The only new thing here is the way how elr_el2
is initialized. lr
or Link Register is an alias for x30
. Whenever you execute bl
(Branch Link) instruction x30
is automatically populated with the address of the current instruction. This fact is usually used by ret
instruction, so it knows where exactly to return. In our case, lr
points here and, because of the way how we initialized elr_el2
, this is also the place from which the execution is going to be resumed after switching to EL1.
Now we are back to the stext
function.
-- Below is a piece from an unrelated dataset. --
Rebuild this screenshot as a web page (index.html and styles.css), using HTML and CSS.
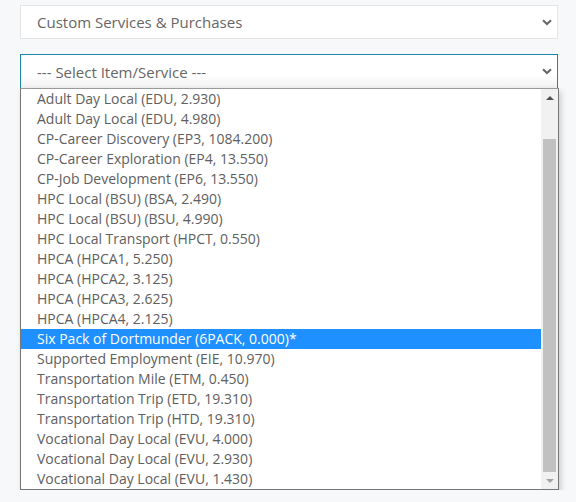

Next few lines are not very important for us, but I want to explain them for the sake of completeness.
adrp x23, __PHYS_OFFSET
and x23, x23, MIN_KIMG_ALIGN - 1 // KASLR offset, defaults to 0
KASLR, or Kernel address space layout randomization, is a technique that allows to place the kernel at a random address in the memory. This is required only for security reasons. For more information, you can read the link above.
bl set_cpu_boot_mode_flag
Here CPU boot mode is saved into __boot_cpu_mode variable. The code that does this is very similar to preserve_boot_args
function that we explored previously.
bl __create_page_tables
bl __cpu_setup // initialise processor
b __primary_switch
The last 3 functions are very important, but they all are related to virtual memory management, so we are going to postpone their detailed exploration until the lesson 6. For now, I just want to brefely describe there meanings.
__create_page_tables
As its name stands this one is responsible for creating Page Tables.__cpu_setup
Initialize various processor settings, mostly specific for virtual memory management.__primary_switch
Enable MMU and jump to start_kernel function, which is architecture independent starting point.
In this chapter, we briefly discussed how a processor is initialized when the Linux kernel is booted. In the next lesson, we will continue to closely work with the ARM processor and investigate a vital topic for any OS: interrupt handling.